## [WHAT IS REQUIRED]
Leave out the images and repeat the listing below without a single change.

## [ENTRIES PROVIDED]
>> start

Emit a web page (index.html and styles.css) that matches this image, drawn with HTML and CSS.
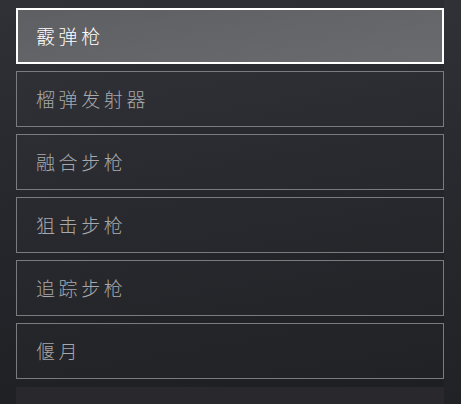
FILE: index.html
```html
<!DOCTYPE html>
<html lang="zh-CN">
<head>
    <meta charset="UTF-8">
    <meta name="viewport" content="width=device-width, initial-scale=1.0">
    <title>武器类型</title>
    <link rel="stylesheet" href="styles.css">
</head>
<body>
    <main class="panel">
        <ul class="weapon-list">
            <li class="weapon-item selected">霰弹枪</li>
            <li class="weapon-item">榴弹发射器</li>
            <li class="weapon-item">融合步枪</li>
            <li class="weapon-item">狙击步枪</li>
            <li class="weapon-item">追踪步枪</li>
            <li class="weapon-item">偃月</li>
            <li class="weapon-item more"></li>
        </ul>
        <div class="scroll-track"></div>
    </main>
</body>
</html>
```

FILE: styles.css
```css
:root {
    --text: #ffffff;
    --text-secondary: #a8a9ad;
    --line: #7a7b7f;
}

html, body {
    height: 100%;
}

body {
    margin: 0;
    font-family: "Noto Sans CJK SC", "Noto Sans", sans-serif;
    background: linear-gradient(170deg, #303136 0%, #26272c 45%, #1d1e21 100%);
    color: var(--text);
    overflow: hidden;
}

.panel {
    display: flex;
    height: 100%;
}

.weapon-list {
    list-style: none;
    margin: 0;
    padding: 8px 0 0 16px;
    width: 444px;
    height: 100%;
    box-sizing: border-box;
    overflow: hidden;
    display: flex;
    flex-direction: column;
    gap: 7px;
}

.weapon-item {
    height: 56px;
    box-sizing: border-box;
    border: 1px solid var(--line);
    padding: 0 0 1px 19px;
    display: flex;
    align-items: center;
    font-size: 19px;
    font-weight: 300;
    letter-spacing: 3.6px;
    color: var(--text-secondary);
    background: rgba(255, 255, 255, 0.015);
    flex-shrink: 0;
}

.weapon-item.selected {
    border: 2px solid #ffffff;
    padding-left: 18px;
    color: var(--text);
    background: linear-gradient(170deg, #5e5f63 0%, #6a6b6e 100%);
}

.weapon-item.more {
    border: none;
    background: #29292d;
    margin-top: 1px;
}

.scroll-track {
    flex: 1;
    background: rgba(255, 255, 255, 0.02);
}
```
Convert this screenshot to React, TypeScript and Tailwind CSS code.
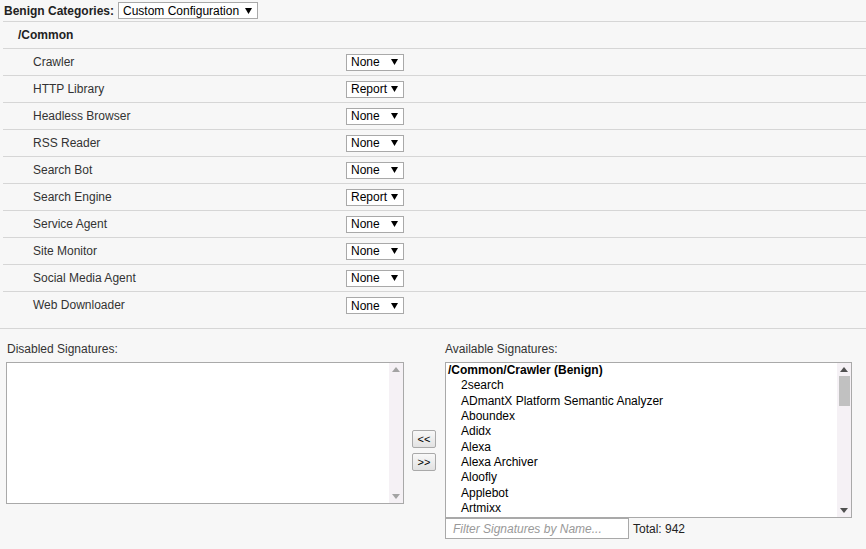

>> end

## [SOLUTION TO THE EXERCISE]
Emit a web page (index.html and styles.css) that matches this image, drawn with HTML and CSS.
FILE: index.html
```html
<!DOCTYPE html>
<html lang="zh-CN">
<head>
    <meta charset="UTF-8">
    <meta name="viewport" content="width=device-width, initial-scale=1.0">
    <title>武器类型</title>
    <link rel="stylesheet" href="styles.css">
</head>
<body>
    <main class="panel">
        <ul class="weapon-list">
            <li class="weapon-item selected">霰弹枪</li>
            <li class="weapon-item">榴弹发射器</li>
            <li class="weapon-item">融合步枪</li>
            <li class="weapon-item">狙击步枪</li>
            <li class="weapon-item">追踪步枪</li>
            <li class="weapon-item">偃月</li>
            <li class="weapon-item more"></li>
        </ul>
        <div class="scroll-track"></div>
    </main>
</body>
</html>
```

FILE: styles.css
```css
:root {
    --text: #ffffff;
    --text-secondary: #a8a9ad;
    --line: #7a7b7f;
}

html, body {
    height: 100%;
}

body {
    margin: 0;
    font-family: "Noto Sans CJK SC", "Noto Sans", sans-serif;
    background: linear-gradient(170deg, #303136 0%, #26272c 45%, #1d1e21 100%);
    color: var(--text);
    overflow: hidden;
}

.panel {
    display: flex;
    height: 100%;
}

.weapon-list {
    list-style: none;
    margin: 0;
    padding: 8px 0 0 16px;
    width: 444px;
    height: 100%;
    box-sizing: border-box;
    overflow: hidden;
    display: flex;
    flex-direction: column;
    gap: 7px;
}

.weapon-item {
    height: 56px;
    box-sizing: border-box;
    border: 1px solid var(--line);
    padding: 0 0 1px 19px;
    display: flex;
    align-items: center;
    font-size: 19px;
    font-weight: 300;
    letter-spacing: 3.6px;
    color: var(--text-secondary);
    background: rgba(255, 255, 255, 0.015);
    flex-shrink: 0;
}

.weapon-item.selected {
    border: 2px solid #ffffff;
    padding-left: 18px;
    color: var(--text);
    background: linear-gradient(170deg, #5e5f63 0%, #6a6b6e 100%);
}

.weapon-item.more {
    border: none;
    background: #29292d;
    margin-top: 1px;
}

.scroll-track {
    flex: 1;
    background: rgba(255, 255, 255, 0.02);
}
```
Convert this screenshot to React, TypeScript and Tailwind CSS code.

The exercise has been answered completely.